Как бы то ни было, 16 сентября 1819 года он впервые попал в Королевский театр. Конечно, он был сильно потрясен, особенно потому, что, как ему показалось, пьеса в каком-то смысле рассказывала о нем самом. Когда в конце второго акта влюбленных разлучили, он заплакал, подумав, что его тоже разлучают с самой дорогой любовью: театром. Добрые горожане на галерке угостили его яблоками и приветливо поговорили с ним, а в ответ он, конечно, рассказал им о себе, о своем путешествии и любви к сценическому искусству, и все посочувствовали его горю. Но конец пьесы вселил в него новую надежду: влюбленные соединились — может быть, и его желания сбудутся.
Но пока что ничего не получалось. Он снова посетил директора театра и мадам Шалль, но безрезультатно. Неужели придется вернуться в Оденсе? Нет, ни за что на свете. Лучше уж пойти учиться ремеслу здесь, в городе. По объявлению в газете он нашел столяра на Боргергаде, который искал ученика. Его взяли, но, как и в Оденсе, его угнетали сальные разговоры подмастерьев, и на следующий же день он бросил место.
Теперь ему оставалось только найти капитана, который отвез бы его назад, и надеяться, что по дороге корабль утонет и всему придет конец. Но что, если судно все же не потерпит кораблекрушение? Он плакал и молился богу. Тут он подумал о своем голосе, который в Оденсе все так хвалили. Он быстро принял решение и отправился к Сибони{14}, недавно назначенному директором оперной студии Королевского театра.

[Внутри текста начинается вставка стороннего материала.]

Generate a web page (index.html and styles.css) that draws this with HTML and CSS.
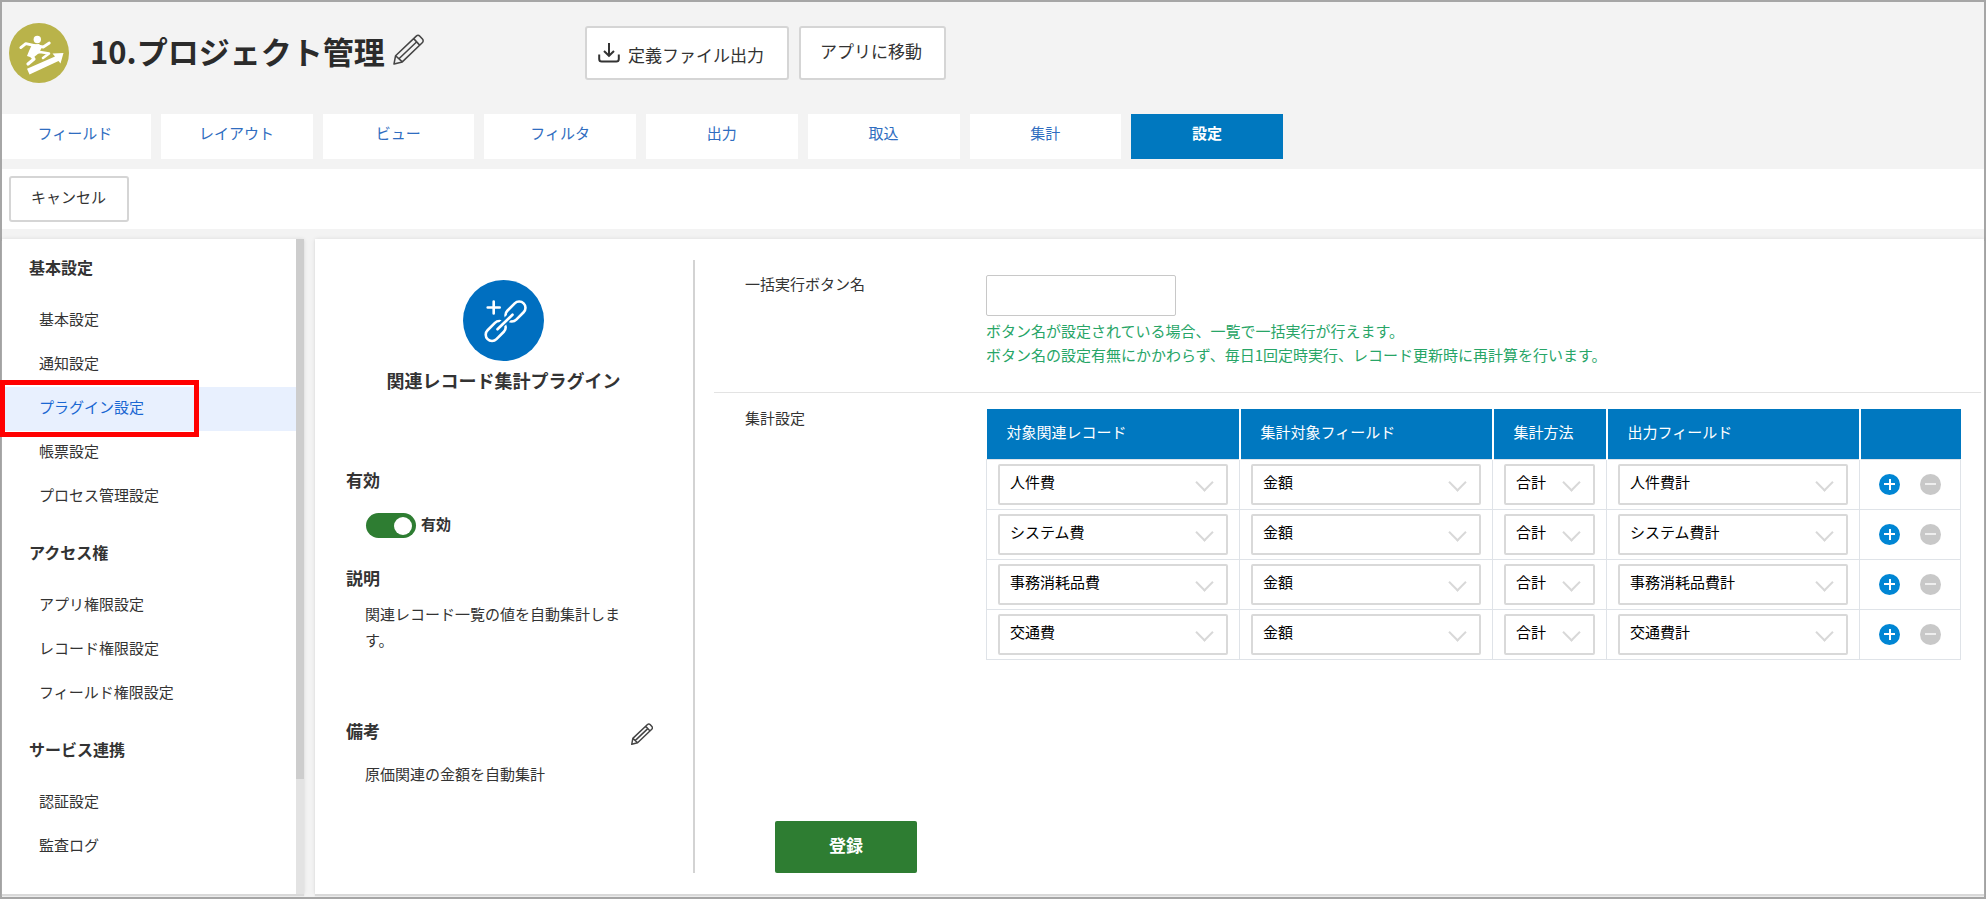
FILE: index.html
```html
<!DOCTYPE html>
<html lang="ja">
  <head>
    <meta charset="utf-8" />
    <title>10.プロジェクト管理</title>
    <link rel="stylesheet" href="styles.css">
  </head>

  <body>
    <div class="page">
      <header class="header">
        <svg class="app-icon" viewBox="0 0 60 60" aria-hidden="true">
          <circle cx="30" cy="30" r="30" fill="#b9b34a" />
          <circle cx="28.3" cy="16.5" r="3.7" fill="#fff" />
          <path d="M23 21.5l7-.5 3 3-3 6-6 5-6-2 2-5z" fill="#fff" />
          <path d="M11.8 24.6l5-4 9 2 8.5 1.4 6-4" fill="none" stroke="#fff" stroke-width="2.8" stroke-linecap="round" stroke-linejoin="round" />
          <path d="M22 30.500l9-1.500 9 1.500-6 4.500" fill="none" stroke="#fff" stroke-width="2.600" stroke-linecap="round" stroke-linejoin="round" />
          <path d="M21 31l4 5-6 5" fill="none" stroke="#fff" stroke-width="3.200" stroke-linecap="round" stroke-linejoin="round" />
          <path d="M18 45.800L46 33.400l-2.500-3L54.500 30l-3 10.500-2-2.500L20.500 51.500z" fill="#fff" />
        </svg>

        <div class="app-title">
          <h1>10.プロジェクト管理</h1>
          <button type="button" class="icon-button" aria-label="名称を編集">
            <svg class="pencil-large" viewBox="0 0 30 30">
              <path d="M1 29l1.500-8L22.500 2a2.500 2.500 0 0 1 3.500.2l2.500 2.700a2.500 2.500 0 0 1-.2 3.600L9 27zM2.500 21L9 27M20 4.500l6 6.500M6 23.700L22.500 8" />
            </svg>
          </button>
        </div>

        <div class="header-buttons">
          <button type="button" class="button export">
            <svg class="download" viewBox="0 0 22 20">
              <path d="M1.200 11.500v4.500a2.500 2.500 0 0 0 2.500 2.500h14.600a2.500 2.500 0 0 0 2.500-2.500v-4.500M11 0v12.500M6 8l5 4.800L16 8" />
            </svg>
            <span>定義ファイル出力</span>
          </button>
          <button type="button" class="button move">アプリに移動</button>
        </div>
      </header>

      <nav class="tabs-wrap">
        <div class="tabs">
          <a href="#">フィールド</a>
          <a href="#">レイアウト</a>
          <a href="#">ビュー</a>
          <a href="#">フィルタ</a>
          <a href="#">出力</a>
          <a href="#">取込</a>
          <a href="#">集計</a>
          <a href="#" class="active">設定</a>
        </div>
      </nav>

      <div class="toolbar">
        <button type="button" class="button cancel">キャンセル</button>
      </div>

      <div class="content">
        <aside class="sidebar">
          <nav class="menu">
            <section>
              <h2>基本設定</h2>
              <a href="#">基本設定</a>
              <a href="#">通知設定</a>
              <a href="#" class="selected">プラグイン設定</a>
              <a href="#">帳票設定</a>
              <a href="#">プロセス管理設定</a>
            </section>
            <section>
              <h2>アクセス権</h2>
              <a href="#">アプリ権限設定</a>
              <a href="#">レコード権限設定</a>
              <a href="#">フィールド権限設定</a>
            </section>
            <section>
              <h2>サービス連携</h2>
              <a href="#">認証設定</a>
              <a href="#">監査ログ</a>
            </section>
          </nav>
          <div class="scrollbar"><div class="thumb"></div></div>
        </aside>

        <main class="card">
          <section class="plugin">
            <div class="plugin-head">
              <svg class="plugin-icon" viewBox="0 0 81 81" aria-hidden="true">
                <circle cx="40.500" cy="40.500" r="40.500" fill="#006fc0" />
                <g fill="none" stroke="#fff" stroke-width="2.600" stroke-linecap="round">
                  <path d="M30.700 21.500v12M24.700 27.500h12" />
                  <rect x="-11.500" y="-6.300" width="23" height="12.600" rx="6.300" transform="translate(52.500 31.500) rotate(-45)" />
                  <rect x="-11.500" y="-6.300" width="23" height="12.600" rx="6.300" transform="translate(32.700 51) rotate(-45)" />
                  <path d="M37.500 45.500l9-8.500" stroke="#006fc0" stroke-width="6.500" />
                  <path d="M34.500 49.300l15-14.600" />
                </g>
              </svg>
              <p class="plugin-name">関連レコード集計プラグイン</p>
            </div>

            <h3>有効</h3>
            <label class="switch">
              <input type="checkbox" checked>
              <span>有効</span>
            </label>

            <h3>説明</h3>
            <p class="description">関連レコード一覧の値を自動集計します。</p>

            <div class="memo-head">
              <h3>備考</h3>
              <button type="button" class="icon-button" aria-label="備考を編集">
                <svg class="pencil-small" viewBox="0 0 30 30">
                  <path d="M1 29l1.500-8L22.500 2a2.500 2.500 0 0 1 3.500.2l2.500 2.700a2.500 2.500 0 0 1-.2 3.600L9 27zM2.500 21L9 27M20 4.500l6 6.500M6 23.700L22.500 8" />
                </svg>
              </button>
            </div>
            <p class="memo">原価関連の金額を自動集計</p>
          </section>

          <form class="settings">
            <div class="form-row">
              <label class="form-label" for="buttonName">一括実行ボタン名</label>
              <div class="form-field">
                <input type="text" id="buttonName" class="text-input">
                <p class="help">ボタン名が設定されている場合、一覧で一括実行が行えます。<br>ボタン名の設定有無にかかわらず、毎日1回定時実行、レコード更新時に再計算を行います。</p>
              </div>
            </div>

            <div class="form-row">
              <div class="form-label">集計設定</div>
              <div class="form-field">
                <table>
                  <colgroup>
                    <col>
                    <col>
                    <col class="col-method">
                    <col>
                    <col class="col-actions">
                  </colgroup>
                  <thead>
                    <tr>
                      <th>対象関連レコード</th>
                      <th>集計対象フィールド</th>
                      <th>集計方法</th>
                      <th>出力フィールド</th>
                      <th></th>
                    </tr>
                  </thead>
                  <tbody>
                    <tr>
                      <td><div class="select"><select aria-label="対象関連レコード"><option>人件費</option></select></div></td>
                      <td><div class="select"><select aria-label="集計対象フィールド"><option>金額</option></select></div></td>
                      <td><div class="select"><select aria-label="集計方法"><option>合計</option></select></div></td>
                      <td><div class="select"><select aria-label="出力フィールド"><option>人件費計</option></select></div></td>
                      <td>
                        <div class="actions">
                          <button type="button" class="round add" aria-label="行を追加"></button>
                          <button type="button" class="round remove" aria-label="行を削除"></button>
                        </div>
                      </td>
                    </tr>
                    <tr>
                      <td><div class="select"><select aria-label="対象関連レコード"><option>システム費</option></select></div></td>
                      <td><div class="select"><select aria-label="集計対象フィールド"><option>金額</option></select></div></td>
                      <td><div class="select"><select aria-label="集計方法"><option>合計</option></select></div></td>
                      <td><div class="select"><select aria-label="出力フィールド"><option>システム費計</option></select></div></td>
                      <td>
                        <div class="actions">
                          <button type="button" class="round add" aria-label="行を追加"></button>
                          <button type="button" class="round remove" aria-label="行を削除"></button>
                        </div>
                      </td>
                    </tr>
                    <tr>
                      <td><div class="select"><select aria-label="対象関連レコード"><option>事務消耗品費</option></select></div></td>
                      <td><div class="select"><select aria-label="集計対象フィールド"><option>金額</option></select></div></td>
                      <td><div class="select"><select aria-label="集計方法"><option>合計</option></select></div></td>
                      <td><div class="select"><select aria-label="出力フィールド"><option>事務消耗品費計</option></select></div></td>
                      <td>
                        <div class="actions">
                          <button type="button" class="round add" aria-label="行を追加"></button>
                          <button type="button" class="round remove" aria-label="行を削除"></button>
                        </div>
                      </td>
                    </tr>
                    <tr>
                      <td><div class="select"><select aria-label="対象関連レコード"><option>交通費</option></select></div></td>
                      <td><div class="select"><select aria-label="集計対象フィールド"><option>金額</option></select></div></td>
                      <td><div class="select"><select aria-label="集計方法"><option>合計</option></select></div></td>
                      <td><div class="select"><select aria-label="出力フィールド"><option>交通費計</option></select></div></td>
                      <td>
                        <div class="actions">
                          <button type="button" class="round add" aria-label="行を追加"></button>
                          <button type="button" class="round remove" aria-label="行を削除"></button>
                        </div>
                      </td>
                    </tr>
                  </tbody>
                </table>
              </div>
            </div>

            <button type="button" class="submit">登録</button>
          </form>
        </main>
      </div>
    </div>
  </body>
</html>
```

FILE: styles.css
```css
*, *::before, *::after {
  box-sizing: border-box;
}

body {
  margin: 0;
  font-family: "Noto Sans CJK JP", sans-serif;
  font-size: 15px;
  line-height: 24px;
  color: #333;
}

h1, h2, h3, p {
  margin: 0;
}

a {
  text-decoration: none;
}

button, input, select {
  font-family: inherit;
  font-size: 15px;
}

.page {
  display: flex;
  flex-direction: column;
  min-height: 100vh;
  border: 2px solid #a6a6a6;
  background-color: #f3f3f3;
}

/* header */

.header {
  display: flex;
  align-items: center;
  padding: 21px 7px 31px;
}

.app-icon {
  width: 60px;
  height: 60px;
  margin-right: 21px;
}

.app-title {
  display: flex;
  align-items: center;
  gap: 8px;
  flex: 0 0 495px;
  padding-bottom: 4px;
}

h1 {
  font-size: 31px;
  line-height: 44px;
  color: #2b2b2b;
}

.icon-button {
  display: flex;
  padding: 0;
  border: none;
  background: none;
}

.pencil-large {
  width: 31px;
  height: 31px;
  margin-bottom: 4px;
  fill: none;
  stroke: #444;
  stroke-width: 1.5;
  stroke-linejoin: round;
}

.header-buttons {
  display: flex;
  gap: 10px;
}

.button {
  border: 2px solid #d5d5d5;
  border-radius: 3px;
  background-color: white;
  color: #333;
}

.header-buttons .button {
  height: 54px;
  font-size: 17px;
}

.export {
  display: flex;
  align-items: center;
  gap: 8px;
  padding: 3px 23px 0 11px;
}

.move {
  padding: 0 22px 5px 19px;
}

.download {
  width: 22px;
  height: 20px;
  margin-bottom: 4px;
  fill: none;
  stroke: #333;
  stroke-width: 2;
}

/* tabs */

.tabs-wrap {
  overflow: hidden;
}

.tabs {
  display: grid;
  grid-template-columns: repeat(8, 1fr);
  gap: 10px;
  width: 1284px;
  margin-left: -3px;
}

.tabs a {
  height: 45px;
  padding-top: 7px;
  background-color: white;
  color: #2f6dc0;
  text-align: center;
}

.tabs .active {
  background-color: #0078bf;
  color: white;
  font-weight: bold;
}

.toolbar {
  margin: 10px 0;
  padding: 7px;
  background-color: white;
}

.cancel {
  display: block;
  height: 46px;
  padding: 0 21px 6px 20px;
}

/* content */

.content {
  display: flex;
  flex: 1;
  gap: 11px;
  padding-bottom: 3px;
}

.sidebar {
  display: flex;
  flex: 0 0 302px;
  background-color: white;
  box-shadow: 0 2px 1px #d9d9d9, 0 0 4px rgba(0, 0, 0, 0.1);
}

.menu {
  display: flex;
  flex-direction: column;
  flex: 1;
  gap: 5px;
}

.menu h2 {
  padding: 0 0 3px 27px;
  font-size: 16px;
  line-height: 57px;
}

.menu a {
  display: block;
  padding: 0 0 4px 37px;
  line-height: 40px;
  color: #333;
}

.menu .selected {
  position: relative;
  background-color: #e8f0fe;
  color: #1a67d2;
}

/* red frame round the selected entry */
.menu .selected::after {
  content: "";
  position: absolute;
  left: -2px;
  top: -7px;
  width: 199px;
  height: 57px;
  border: 5px solid #f00;
}

.scrollbar {
  width: 8px;
  background-color: #e3e3e3;
}

.thumb {
  height: 540px;
  background-color: #cdcdcd;
}

.card {
  display: flex;
  flex: 1;
  padding: 21px 0;
  background-color: white;
  box-shadow: 0 2px 1px #d9d9d9, 0 0 4px rgba(0, 0, 0, 0.1);
}

/* plugin column */

.plugin {
  flex: 0 0 380px;
  padding: 20px 40px 0 31px;
  border-right: 2px solid #d3d3d3;
}

.plugin-head {
  display: flex;
  flex-direction: column;
  align-items: center;
  gap: 6px;
  margin-left: 8px;
  margin-bottom: 75px;
}

.plugin-icon {
  width: 81px;
  height: 81px;
}

.plugin-name {
  font-size: 18px;
  line-height: 26px;
  font-weight: bold;
  white-space: nowrap;
}

.plugin h3 {
  font-size: 17px;
  line-height: 24px;
}

.switch {
  display: flex;
  align-items: center;
  gap: 5px;
  margin: 20px 0 27px 20px;
  font-weight: bold;
}

.switch span {
  padding-bottom: 3px;
}

.switch input {
  appearance: none;
  display: flex;
  justify-content: flex-end;
  align-items: center;
  width: 50px;
  height: 25px;
  margin: 0;
  padding: 0 4px;
  border-radius: 13px;
  background-color: #2e7d32;
}

.switch input::before {
  content: "";
  width: 18px;
  height: 18px;
  border-radius: 50%;
  background-color: white;
}

.description {
  margin: 11px 0 66px;
  padding-left: 19px;
  padding-right: 20px;
  line-height: 26px;
}

.memo-head {
  display: flex;
  align-items: flex-start;
  justify-content: space-between;
}

.pencil-small {
  width: 22px;
  height: 22px;
  margin-top: 4px;
  fill: none;
  stroke: #444;
  stroke-width: 2;
  stroke-linejoin: round;
}

.memo {
  margin-top: 17px;
  padding-left: 19px;
}

/* settings form */

.settings {
  flex: 1;
  display: flex;
  flex-direction: column;
  align-items: stretch;
  padding: 0 3px 0 19px;
}

.form-row {
  display: flex;
  padding: 15px 20px 25px 31px;
}

.form-row + .form-row {
  padding-top: 16px;
  border-top: 1px solid #e3e3e3;
}

.form-label {
  flex: 0 0 241px;
  margin-top: -3px;
}

.form-field {
  flex: 1;
}

.text-input {
  display: block;
  width: 190px;
  height: 41px;
  padding: 0 10px;
  border: 1px solid #c8c8c8;
  border-radius: 2px;
}

.help {
  margin-top: 3px;
  color: #27a567;
}

table {
  width: 100%;
  table-layout: fixed;
  border-collapse: collapse;
}

.col-method {
  width: 114px;
}

.col-actions {
  width: 101px;
}

th {
  height: 50px;
  padding: 0 0 4px 20px;
  border-right: 2px solid white;
  background-color: #0078c0;
  color: white;
  font-weight: normal;
  text-align: left;
}

th:last-child {
  border-right: none;
}

td {
  padding: 4px 11px;
  border: 1px solid #dfe3e8;
}

.select {
  position: relative;
}

/* chevron */
.select::after {
  content: "";
  position: absolute;
  right: 17px;
  top: 12px;
  width: 13px;
  height: 13px;
  border: solid #d8d8d8;
  border-width: 0 2px 2px 0;
  transform: rotate(45deg);
  pointer-events: none;
}

select {
  appearance: none;
  display: block;
  width: 100%;
  height: 41px;
  padding: 0 10px 6px;
  border: 2px solid #d9d9d9;
  border-radius: 2px;
  background-color: white;
  color: black;
}

.actions {
  display: flex;
  gap: 20px;
  padding-left: 8px;
}

.round {
  width: 21px;
  height: 21px;
  padding: 0;
  border: none;
  border-radius: 50%;
}

.add {
  background:
    linear-gradient(white, white) center / 11px 2px no-repeat,
    linear-gradient(white, white) center / 2px 11px no-repeat,
    #0086d4;
}

.remove {
  background: linear-gradient(#eee, #eee) center / 11px 2px no-repeat, #c8c8c8;
}

.submit {
  align-self: flex-start;
  width: 142px;
  height: 52px;
  margin-top: auto;
  margin-left: 61px;
  padding-bottom: 6px;
  border: none;
  border-radius: 2px;
  background-color: #2e7d32;
  color: white;
  font-size: 17px;
  font-weight: bold;
}
```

Этот замечательный итальянский певец еще совсем молодым (он дебютировал в 1797 году в возрасте семнадцати лет) завоевал европейскую известность своим превосходным тенором и огромным драматическим талантом. В 1819 году наследник престола, в будущем Кристиан VIII привез его в Копенгаген, пожаловал ему титул придворного певца и ввел в оперную труппу. Теперь его голос уже начал портиться, и в основном он занимался с певцами; это он воспитал поколение датских артистов, которые в последующие десятилетия блистали на сцене оперы. Он быстро освоился в Копенгагене, где работал до самой смерти, до 1839 года. Жил он на Вингорсстрэде, на углу Асюльгаде (дом был снесен совсем недавно), и в дверь этого дома 18 сентября около четырех часов пополудни позвонил Андерсен; на лестнице он преклонил колени и еще раз попросил господа о помощи. Горничной, которая открыла дверь, он тут же рассказал всю свою историю и посвятил ее в свои бедствия и надежды. Она с участием выслушала его и попросила немного подождать; в доме были гости и потому вернулась она не сразу. Но вместе с ней примчались и гости посмотреть на удивительное создание, которое непременно хочет попасть в театр. Его позвали в комнаты и потребовали немедленно продемонстрировать свои таланты взыскательной публике — почти наверняка это были люди творческого труда, в их числе композитор Вейсе{15} и поэт Йенс Баггесен. Андерсена заставили спеть колоратурную арию Кунцена, он декламировал Хольберга и несколько стихотворений, но под конец выступление провалилось, потому что от избытка чувств он расплакался. Впрочем, гости аплодировали, а Баггесен произнес свои знаменитые слова: «Я предвижу, что из него что-нибудь выйдет! Смотри же не зазнайся, когда зрители будут тебе хлопать!» Сибони тоже увидел что-то незаурядное. Несмотря на дилетантское несовершенство, он, вероятно, услышал, что у мальчика хороший голос, и обещал позаботиться о нем.
После ухода Андерсена гости устроили для него складчину и собрали 70 риксдалеров. Это были большие деньги, принимая во внимание бедность Дании после войны с Англией и то, что уж артисты, во всяком случае, не относились к тем, у кого водились лишние деньги. Договор был таков, что расходами займется Вейсе, а питаться Андерсен будет у Сибони, где он, кроме того, сможет наблюдать за работой маэстро с певцами королевской оперы, а время от времени и сам брать уроки пения.
Он был вне себя от радости, узнав о богатстве, которое свалилось на него будто с неба, и написал торжествующее письмо матери. Жилье ему предстояло найти самому, и вот он нашел — жалкую каморку без окон у некой мадам Торгесен на Улькегаде, примерно там, где сейчас проходит Бремерхольм, но старых домов давно уж нет. Вообще место было не лучшее для неопытного провинциального юноши. Улицы за церковью св. Николая с давних времен слыли кварталами проституток, и у мадам Торгесен, как он впоследствии обнаружил, тоже жили квартирантки с сомнительными заработками. Но это его не волновало, и поначалу он вообще не понимал, что происходит вокруг. Целые дни он проводил в доме Сибони, где болтал с прислугой — итальянской кухаркой и двумя горничными, немкой и датчанкой, — и бегал с поручениями. Раза два в месяц маэстро выбирал время дать ему несколько коротких упражнений, а кроме того, позволял ему слушать оперных певцов, когда разучивал с ними партии.